Between 1896 and 1918 Steele had some 34 works shown at the Royal Academy including the statuette Hero finding the body of Leander and the bas relief Dawn Dispelling Sleep and Night. From 1896 onwards Steele also regularly exhibited with the Arts and Crafts Exhibition Society. Examples of her metalwork were included in both the 1901 Glasgow Exhibition and the 1903 City of Bradford Exhibition. For the city of Preston Steele created a triptych in silver and enamel which was presented to the Earl of Derby when he was granted the freedom of the city in 1903. Steele also designed a chain of office to be used by the mayoress of Preston from 1906. These, and several other designs by Steele, were featured in the art magazines of the time, including The Studio, the Art Journal and the Art Workers Quarterly.

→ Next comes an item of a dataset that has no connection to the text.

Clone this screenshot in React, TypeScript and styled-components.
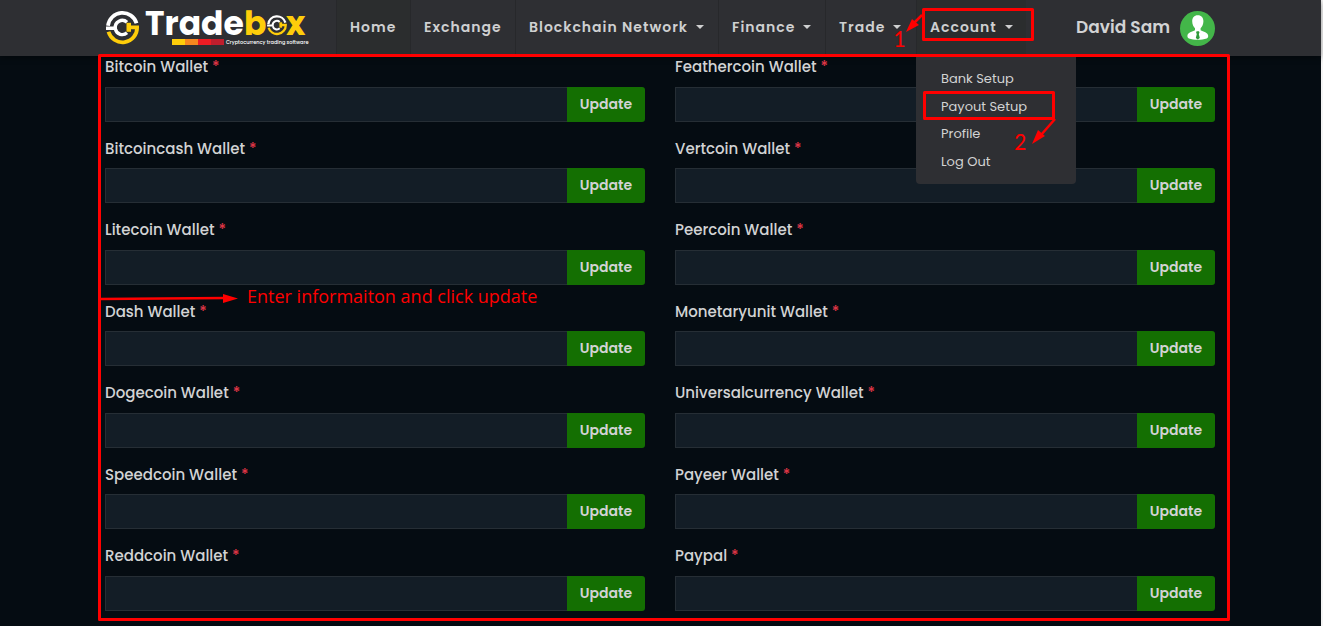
import React from "react";
import styled, { createGlobalStyle } from "styled-components";

const GlobalStyle = createGlobalStyle`
  *, *::before, *::after { box-sizing: border-box; }
  body {
    margin: 0;
    background: #f4f4f4;
    color: #d2d3d4;
    font: 500 15px/1.5 Poppins, Inter, "Liberation Sans", sans-serif;
  }
`;

const Page = styled.div`
  position: relative;
  min-height: 100vh;
  margin-right: 2px;
  background: #050c12;
`;

const Header = styled.header`
  padding-right: 1px;
  background: #2e2f33;
  box-shadow: 0 2px 6px rgba(0, 0, 0, 0.4);
`;

const Main = styled.main`
  padding-right: 1px;
`;

const Container = styled.div`
  width: 100%;
  max-width: 1140px;
  margin: 0 auto;
  padding: 0 15px;
`;

const Bar = styled(Container)`
  display: flex;
  align-items: center;
  height: 56px;
`;

const LogoLink = styled.a`
  display: block;
  flex: none;
  width: 231px;
  height: 56px;
`;

const NavList = styled.ul`
  display: grid;
  grid-template-columns: 74px 105px 203px 107px 91px 110px;
  height: 56px;
  margin: 0;
  padding: 0;
  list-style: none;
`;

const NavItem = styled.li`
  position: relative;
  border-left: 1px solid #27282b;
`;

const NavLink = styled.a<{ $active?: boolean }>`
  display: flex;
  align-items: center;
  gap: 8px;
  height: 100%;
  padding: 0 12px 2px 13px;
  background: ${(p) => (p.$active ? "#2b2d2e" : "transparent")};
  color: #cfd0d1;
  font-size: 14px;
  font-weight: 600;
  letter-spacing: 1px;
  white-space: nowrap;
  text-decoration: none;
`;

const Caret = styled.span`
  border-top: 4px solid currentColor;
  border-left: 4px solid transparent;
  border-right: 4px solid transparent;
`;

const Menu = styled.ul`
  position: absolute;
  z-index: 2;
  top: 56px;
  left: -1px;
  width: 160px;
  margin: 0;
  padding: 9px 0;
  border-radius: 0 0 4px 4px;
  background: #2e2f33;
  list-style: none;
`;

const MenuLink = styled.a`
  display: block;
  padding: 4px 25px;
  color: #d2d3d4;
  font-size: 13px;
  font-weight: 400;
  line-height: 1.5;
  text-decoration: none;
`;

const User = styled.div`
  display: flex;
  align-items: center;
  gap: 10px;
  margin-left: auto;
  font-size: 17px;
  font-weight: 600;
  white-space: nowrap;
`;

const Form = styled.form`
  display: grid;
  grid-template-columns: 1fr 1fr;
  column-gap: 30px;
  row-gap: 16px;
`;

const Field = styled.div`
  min-width: 0;
`;

const Label = styled.label`
  display: block;
  margin-bottom: 8px;
`;

const Required = styled.span`
  color: #dc3545;
`;

const InputGroup = styled.div`
  display: flex;
  height: 35px;
`;

const TextInput = styled.input`
  flex: 1;
  min-width: 0;
  padding: 6px 12px;
  border: 1px solid #262e35;
  border-right: 0;
  border-radius: 0;
  background: #131d26;
  color: inherit;
  font: inherit;
`;

const UpdateButton = styled.button`
  width: 78px;
  padding: 0;
  border: 0;
  border-radius: 0 3px 3px 0;
  background: #146f02;
  color: #d2d3d4;
  font: inherit;
  font-size: 14px;
  font-weight: 600;
`;

const Notes = styled.div`
  position: absolute;
  z-index: 3;
  top: 0;
  left: 0;
  right: 1px;
  width: 1140px;
  height: 626px;
  margin: 0 auto;
  pointer-events: none;
`;

const NoteDrawing = styled.svg`
  display: block;
  width: 100%;
  height: 100%;
  overflow: visible;
`;

const fields = [
  "Bitcoin Wallet", "Feathercoin Wallet",
  "Bitcoincash Wallet", "Vertcoin Wallet",
  "Litecoin Wallet", "Peercoin Wallet",
  "Dash Wallet", "Monetaryunit Wallet",
  "Dogecoin Wallet", "Universalcurrency Wallet",
  "Speedcoin Wallet", "Payeer Wallet",
  "Reddcoin Wallet", "Paypal",
];

const navItems = [
  { name: "Home", active: true },
  { name: "Exchange" },
  { name: "Blockchain Network", caret: true },
  { name: "Finance", caret: true },
  { name: "Trade", caret: true },
  { name: "Account", caret: true, active: true, menu: ["Bank Setup", "Payout Setup", "Profile", "Log Out"] },
];

function Coin() {
  return (
    <g fill="none" strokeWidth="3.8">
      <path d="M-16.500 1H-7.200A7 7 0 0 1 4.500-5" stroke="#fff" strokeWidth="3.4" />
      <path d="M-14.500-1.500A14.600 14.600 0 0 1 14-4" stroke="#fff" />
      <path d="M-7 2A7 7 0 0 0 4.500 5.500" stroke="#fff" strokeWidth="3.4" />
      <path d="M-14 4.500A14.600 14.600 0 0 0 14.600 0H6" stroke="#fecd0a" />
      <path d="M4-4.500h4.500v9H4z" fill="#fecd0a" />
    </g>
  );
}

function Logo() {
  return (
    <svg width="204" height="56" viewBox="105 0 204 56" role="img" aria-label="Tradebox">
      <g transform="translate(122.500 27.300)"><Coin /></g>
      <g fontFamily="Poppins, Inter, sans-serif" fontWeight="700" fontSize="33">
        <text x="145" y="35" fill="#fff">Trade</text>
        <text x="244" y="35" fill="#fecd0a">b</text>
        <text x="286" y="35" fill="#fecd0a">x</text>
      </g>
      <g transform="translate(277 25) scale(0.6)"><Coin /></g>
      <path d="M172 39h13v6h-13z" fill="#fecd0a" />
      <path d="M185 39h13v6h-13z" fill="#f6871f" />
      <path d="M198 39h13v6h-13z" fill="#ed1c24" />
      <path d="M211 39h13v6h-13z" fill="#be1e2d" />
      <text x="226" y="44" fill="#fff" fontFamily="Poppins, Inter, sans-serif" fontWeight="500" fontSize="5">
        Cryptocurrency trading software
      </text>
    </svg>
  );
}

function Avatar() {
  return (
    <svg width="35" height="35" viewBox="0 0 35 35" role="img" aria-label="David Sam">
      <circle cx="17.5" cy="17.5" r="17.5" fill="#43b649" />
      <path d="M17.800 4.300c3.700 0 5.600 2.600 5.600 6 0 3.200-1.400 5.600-2.800 7v2c2.500 1.300 7.600 2.300 7.600 5.700 0 1.300-.5 2-1.500 2.400-5 1.800-12.800 1.800-17.800 0-1-.4-1.500-1.100-1.500-2.400 0-3.400 5.100-4.400 7.600-5.700v-2c-1.400-1.400-2.800-3.800-2.800-7 0-3.400 1.900-6 5.600-6z" fill="#fff" />
      <path d="M16.600 20.200h2.400l.5 1.500-.7 1.200 1 4-2 1.700-2-1.700 1-4-.7-1.200z" fill="#2f9a3a" />
    </svg>
  );
}

function Annotations() {
  return (
    <Notes>
      <NoteDrawing viewBox="90 0 1140 626">
        <g fill="none" stroke="#f00" strokeWidth="3" strokeLinejoin="round">
          <rect x="99.500" y="55.500" width="1129" height="564" />
          <rect x="923.500" y="9.500" width="109" height="30" />
          <rect x="924.500" y="92.500" width="129" height="26" />
          <path d="M922 15l-8 8M1055 119l-14 16M100 299l126-1" strokeWidth="2.500" />
        </g>
        <path d="M906 32l6-13 7 6zM1032 144l6-14 7 6zM238 298.500l-15-4.500v9z" fill="#f00" />
        <g fill="#f00" fontFamily="Carlito, Lato, sans-serif" fontWeight="400">
          <text x="893" y="47" fontSize="24">1</text>
          <text x="1014" y="150" fontSize="24">2</text>
          <text x="247" y="303" fontSize="18" fontFamily="'Open Sans', 'Noto Sans', sans-serif">
            Enter informaiton and click update
          </text>
        </g>
      </NoteDrawing>
    </Notes>
  );
}

export default function App() {
  return (
    <>
      <GlobalStyle />
      <Page>
        <Header>
          <Bar>
            <LogoLink href="#"><Logo /></LogoLink>
            <nav>
              <NavList>
                {navItems.map((item) => (
                  <NavItem key={item.name}>
                    <NavLink href="#" $active={item.active}>
                      {item.name}
                      {item.caret && <Caret />}
                    </NavLink>
                    {item.menu && (
                      <Menu>
                        {item.menu.map((entry) => (
                          <li key={entry}><MenuLink href="#">{entry}</MenuLink></li>
                        ))}
                      </Menu>
                    )}
                  </NavItem>
                ))}
              </NavList>
            </nav>
            <User>David Sam <Avatar /></User>
          </Bar>
        </Header>
        <Main>
          <Container>
            <Form onSubmit={(e) => e.preventDefault()}>
              {fields.map((name) => {
                const id = name.toLowerCase().replace(/ /g, "-");
                return (
                  <Field key={id}>
                    <Label htmlFor={id}>{name} <Required>*</Required></Label>
                    <InputGroup>
                      <TextInput id={id} type="text" required />
                      <UpdateButton type="submit">Update</UpdateButton>
                    </InputGroup>
                  </Field>
                );
              })}
            </Form>
          </Container>
        </Main>
        <Annotations />
      </Page>
    </>
  );
}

On a contract basis, she produced designs for both Pilkington and Elkington & Co. and a number of her Pilkington tile designs were shown at the Paris International Exhibition of 1900. Her work was promoted by the Art Union of London which produced a limited edition of Dawn Dispelling Sleep and Night for subscribers in 1910. In 1914 she showed, at the Royal Academy, a medal design for the Women's School of Medicine and in 1917 designed a memorial, in stone, for the Weddell family of Glasgow.